What Are Alternative Keys And How Do They Relate To Primary Keys?

Alternative keys, also known as unique keys, are columns or sets of columns that also uniquely identify each record in a database table, similar to primary keys. However, a table can only have one primary key, while it can have multiple alternative keys. Alternative keys are enforced through unique constraints in the database schema.

While a primary key is chosen as the principal means of identifying records, alternative keys provide additional ways to access and retrieve data uniquely. They can be useful for enforcing other business rules related to data uniqueness. Both primary and alternative keys ensure data integrity, but they serve different purposes in terms of database design and application logic. For instance, a social security number could be used as an alternative key in an employee table, enforcing its uniqueness alongside the auto-incrementing employee ID primary key.

What Are The Implications Of Using Compound Primary Keys For Enforcing Uniqueness?
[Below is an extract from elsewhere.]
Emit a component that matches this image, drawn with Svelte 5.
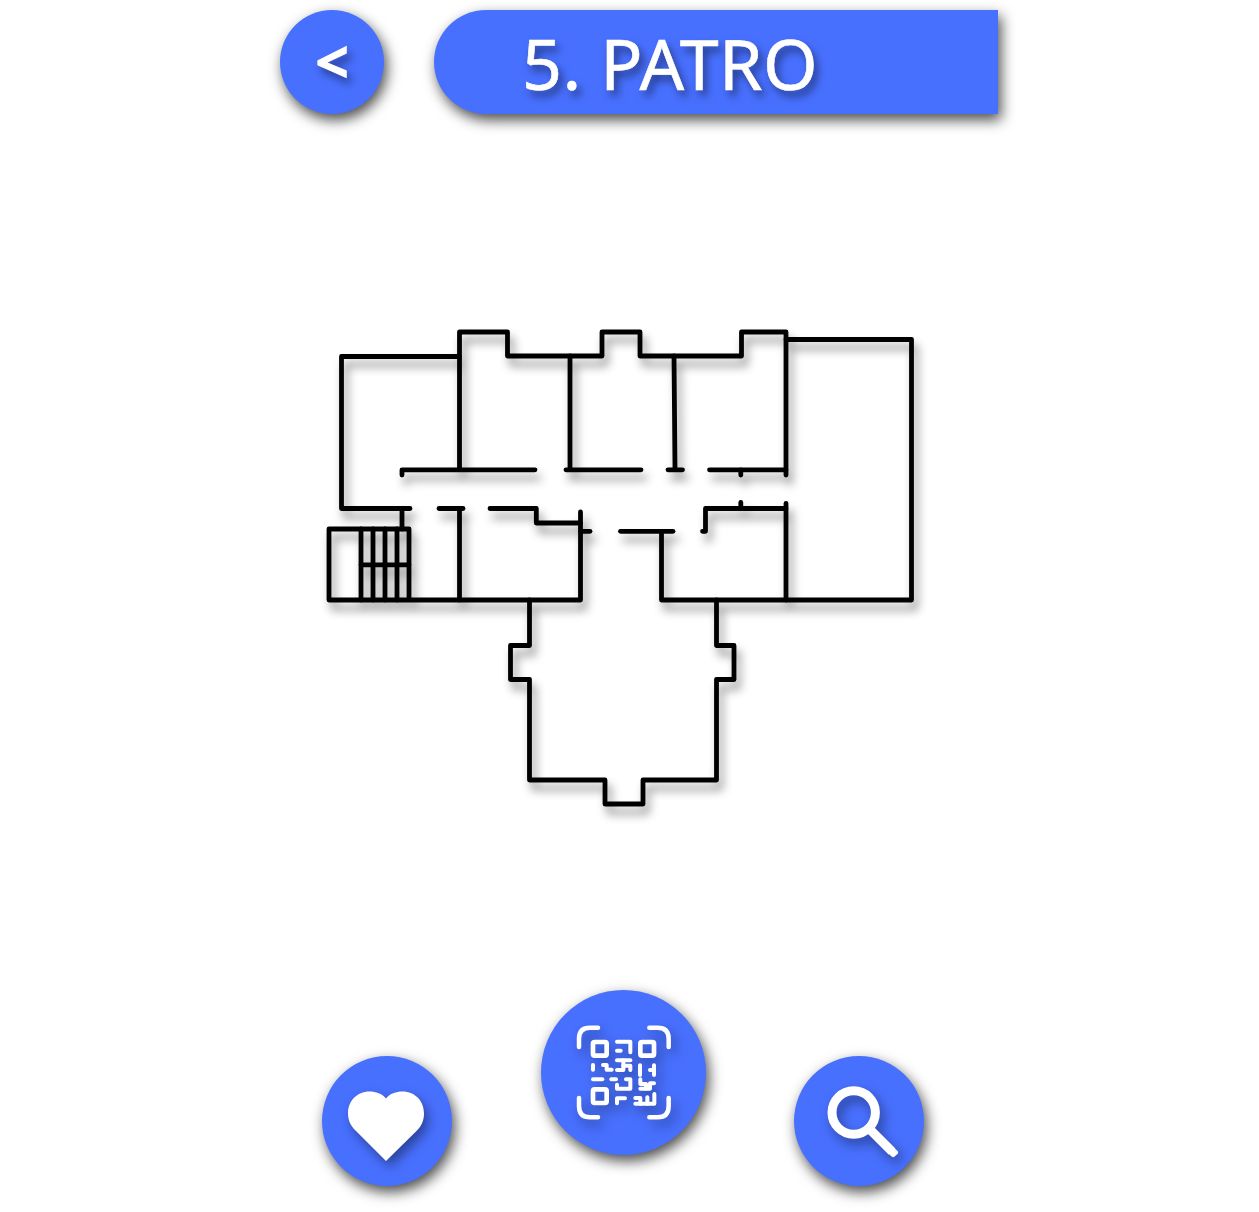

A compound primary key, also known as a composite primary key, consists of two or more columns that together uniquely identify each record in a table. This means that the combination of values across these columns must be unique, even if individual columns might contain duplicate values on their own. Compound primary keys are useful when no single column can uniquely identify a record.

Using compound primary keys can increase the complexity of database design and queries, particularly when joining tables. It is crucial to carefully consider the relationship between the columns in the compound key and ensure that the combination of values truly guarantees uniqueness. Also, consider that foreign keys referencing a compound primary key must also be compound, potentially increasing the complexity of relationships between tables. Properly indexing compound primary keys is crucial for performance, especially when querying or joining tables based on the compound key columns.